When the sitting was finished, she stretched and said, ‘I enjoyed that. I’ll come back tomorrow. Can I see what you’ve done before I go?’

He shook his head. ‘No, I’d prefer it if you didn’t. I’ll let you see it when it’s finished.’

Next afternoon there was an ease between them. His long-fingered hands deftly squeezed paints on to his palette. As she watched him, she wondered about his life. He had a well-to-do accent and his clothes were expensive. This was no poor artist who lived in a garret.

‘Are you married, Ninian?’ she asked.

‘No, I’m not. I don’t approve of marriage. It’s only legalized prostitution.’

Shocked, she protested, ‘Oh, no, if people are in love it’s wonderful. I was very happy when I was married.’

‘You were lucky then,’ said Ninian. ‘My parents are miserable and so are most of the married people I know.’

‘Don’t you like women?’ she inquired, wondering about his sexuality.

He peered round the corner of his canvas on the tall easel and laughed. ‘I love women. I like them too much. There’s nothing wrong with me that way. It’s just that I don’t approve of marriage. Free love, now, that’s a different thing altogether. If people love each other, they should be able to live together without standing up in front of a minister before they go to bed. Marriage is too tying, too much of a bond.’

Lizzie wanted to protest but, remembering the situation between herself and Goldie, the words were unspoken.

‘You’ve still not told me your name,’ she said. ‘Isn’t it time I knew it? Where do you live?’

‘My name’s Sutherland. When I do go home it’s to a monstrosity of a house called Rivermead which was built by my grandfather at vast expense. He imported plasterers from Italy and artists from France to paint cupids on the ceiling. You know my father.’

‘Not Sooty’s son,’ gasped Lizzie.

‘Sooty’s son exactly,’ said Ninian. ‘Now you know why I kept my identity a secret till I’d finished your picture. I was afraid you’d knock me down or refuse to sit for me or something.’

‘How silly. You can’t help being Sooty’s son – I’m sorry, I mean…’

‘You’re right, I can’t. My father and I don’t see eye to eye about anything, I’m afraid, and if he knew I was accepting a fee from Goldie Johanson he’d have a fit. Especially if he knew the fee was payment for painting Green Tree, his least favourite mill owner in the city.’
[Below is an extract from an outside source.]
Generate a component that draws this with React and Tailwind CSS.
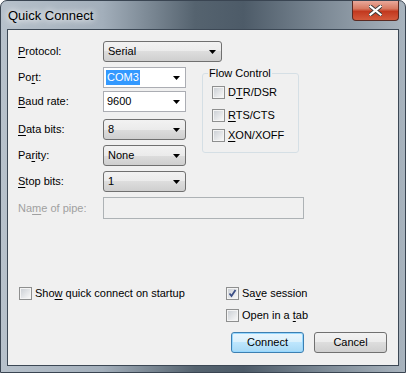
import React from "react";

const Arrow = () => (
  <svg width="7" height="4" viewBox="0 0 7 4" className="shrink-0">
    <path d="M0 0h7L3.5 4z" fill="#000" />
  </svg>
);

const Combo = ({ w, value, editable, selected }) => {
  if (editable) {
    return (
      <div
        className={`${w} h-[21px] flex items-center justify-between border border-[#abadb3] bg-white pl-[2px] pr-[5px]`}
      >
        <span className={selected ? "bg-[#3399ff] text-white px-[1px] leading-[15px]" : "px-[1px]"}>{value}</span>
        <Arrow />
      </div>
    );
  }
  return (
    <div
      className={`${w} h-[21px] flex items-center justify-between rounded-[3px] border border-[#707070] bg-[linear-gradient(#f2f2f2_0%,#ebebeb_50%,#dddddd_50%,#cfcfcf_100%)] pl-[4px] pr-[5px]`}
    >
      <span>{value}</span>
      <Arrow />
    </div>
  );
};

const Check = ({ checked }) => (
  <div className="w-[13px] h-[13px] shrink-0 border border-[#8e8f8f] bg-[#f4f4f4] p-[1px]">
    <div className="w-full h-full bg-[linear-gradient(135deg,#cdd1d6,#f7f7f7)] flex items-center justify-center">
      {checked && (
        <svg width="9" height="9" viewBox="0 0 9 9">
          <path d="M1.5 4.5L3.5 7L7.5 1" stroke="#3c4f86" strokeWidth="1.8" fill="none" />
        </svg>
      )}
    </div>
  </div>
);

const CheckRow = ({ checked, children, className = "" }) => (
  <div className={`flex items-center gap-[3px] ${className}`}>
    <Check checked={checked} />
    <span className="leading-[13px]">{children}</span>
  </div>
);

const Row = ({ label, children, className = "", disabled }) => (
  <div className={`flex items-center ${className}`}>
    <span className={`w-[85px] shrink-0 ${disabled ? "text-[#a0a0a0]" : ""}`}>{label}</span>
    {children}
  </div>
);

const Btn = ({ children, primary }) => (
  <div
    className={`w-[73px] h-[21px] flex items-center justify-center rounded-[3px] border ${
      primary
        ? "border-[#3c7fb1] bg-[linear-gradient(#eaf6fd_0%,#d9f0fc_50%,#bee6fd_50%,#a7d9f5_100%)] shadow-[inset_0_0_0_1px_#97d8ff]"
        : "border-[#707070] bg-[linear-gradient(#f2f2f2_0%,#ebebeb_50%,#dddddd_50%,#cfcfcf_100%)]"
    }`}
  >
    {children}
  </div>
);

const U = ({ children }) => <span className="underline underline-offset-2">{children}</span>;

export default function App() {
  return (
    <div className="w-[406px] h-[373px] rounded-t-[7px] border border-[#3a4552] bg-[linear-gradient(90deg,#b7c1cb_0%,#a3afbb_25%,#55636f_48%,#4d5b68_60%,#7d8a96_80%,#a9b4be_100%)] font-['Liberation_Sans',sans-serif] text-[11px] text-black overflow-hidden">
      {/* Title bar */}
      <div className="h-[28px] flex items-start justify-between">
        <span className="pl-[7px] pt-[7px] text-[13px] leading-[15px] [text-shadow:0_0_6px_#fff,0_0_8px_#fff]">Quick Connect</span>
        <div className="mr-[6px] w-[47px] h-[20px] rounded-b-[4px] border border-t-0 border-[#5a2a22] bg-[linear-gradient(#e9a99b_0%,#d77a62_40%,#c2391f_55%,#d45a3c_100%)] flex items-center justify-center">
          <svg width="13" height="11" viewBox="0 0 13 11">
            <path d="M1.5 1.5L11.5 9.5M11.5 1.5L1.5 9.5" stroke="#3a3a3a" strokeWidth="4" strokeLinecap="square" />
            <path d="M1.5 1.5L11.5 9.5M11.5 1.5L1.5 9.5" stroke="#fff" strokeWidth="2.2" strokeLinecap="square" />
          </svg>
        </div>
      </div>

      {/* Client area */}
      <div className="mx-[6px] h-[337px] border border-[#3c4855] bg-[#f0f0f0] pl-[10px] pt-[11px]">
        <Row label={<><U>P</U>rotocol:</>}>
          <Combo w="w-[119px]" value="Serial" />
        </Row>

        <div className="flex mt-[5px]">
          <div className="w-[184px]">
            <Row label={<>Po<U>r</U>t:</>}>
              <Combo w="w-[83px]" value="COM3" editable selected />
            </Row>
            <Row label={<><U>B</U>aud rate:</>} className="mt-[3px]">
              <Combo w="w-[83px]" value="9600" editable />
            </Row>
            <Row label={<><U>D</U>ata bits:</>} className="mt-[7px]">
              <Combo w="w-[83px]" value="8" />
            </Row>
            <Row label={<>Pa<U>r</U>ity:</>} className="mt-[5px]">
              <Combo w="w-[83px]" value="None" />
            </Row>
            <Row label={<><U>S</U>top bits:</>} className="mt-[5px]">
              <Combo w="w-[83px]" value="1" />
            </Row>
          </div>

          <fieldset className="w-[97px] h-[86px] border border-[#d5dfe5] rounded-[3px] pl-[5px] pr-0 pb-0 mt-0">
            <legend className="px-[1px] leading-[13px]">Flow Control</legend>
            <CheckRow className="ml-[4px] mt-[6px]">
              D<U>T</U>R/DSR
            </CheckRow>
            <CheckRow className="ml-[4px] mt-[10px]">
              <U>R</U>TS/CTS
            </CheckRow>
            <CheckRow className="ml-[4px] mt-[7px]">
              <U>X</U>ON/XOFF
            </CheckRow>
          </fieldset>
        </div>

        <Row label={<>Na<U>m</U>e of pipe:</>} className="mt-[5px]" disabled>
          <div className="w-[201px] h-[22px] border border-[#adb2b5] bg-[#f0f0f0]" />
        </Row>

        <div className="flex mt-[68px]">
          <CheckRow className="ml-[1px] w-[207px]">
            Sho<U>w</U> quick connect on startup
          </CheckRow>
          <CheckRow checked>
            Sa<U>v</U>e session
          </CheckRow>
        </div>
        <CheckRow className="ml-[208px] mt-[9px]">
          Open in a <U>t</U>ab
        </CheckRow>

        <div className="flex justify-end gap-[10px] mr-[11px] mt-[10px]">
          <Btn primary>Connect</Btn>
          <Btn>Cancel</Btn>
        </div>
      </div>
    </div>
  );
}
When he said this, they both laughed. It was obvious that the idea of his father’s displeasure added to Ninian’s enjoyment of the work.

After the last sitting he still would not allow her to look at the picture. ‘Mr Johanson made me promise to let him see it first, and anyway it’s not quite finished,’ he told her.

A week later, after receiving a message from Goldie, she climbed the steep stairs to the studio in high anticipation. Her lover was there already, sitting on the chair on which she’d posed with his silver-topped cane between his knees. He was beaming broadly and looked more like a teddy bear than ever. She longed to rush up and cuddle him but Ninian was bustling about and she was reticent about showing her feelings for Goldie in front of others.

The portrait stood on an easel in the middle of the floor with a white cloth draped over it. When she was settled, Ninian pulled it off to reveal his work.

The spectators gasped.

‘It’s magnificent, boy, you’ve surpassed yourself,’ said Goldie. ‘If you sent this to the RSA it’d make your name.’

The picture was a riot of brilliant colour. In the middle, slightly off centre, sat a woman staring defiantly at the world. The face was firm and the pose challenging. The brilliantly coloured curtain behind made a wonderful backdrop for her lovely dress.

‘Do I really look like that? Do I look so intimidating?’ she asked.

‘I didn’t want a chocolate-box picture,’ cried Goldie, ‘I wanted you, bristles and all. But look at your eyes, my dear. He’s caught your eyes exactly.’

Lizzie looked at the eyes gazing out at her. They were fearless, but there were questions and a vulnerability in them that made her feel afraid of the power of the young man with the paint brush. He could look into her soul.

‘It’s a wonderful picture,’ she said, and she meant it.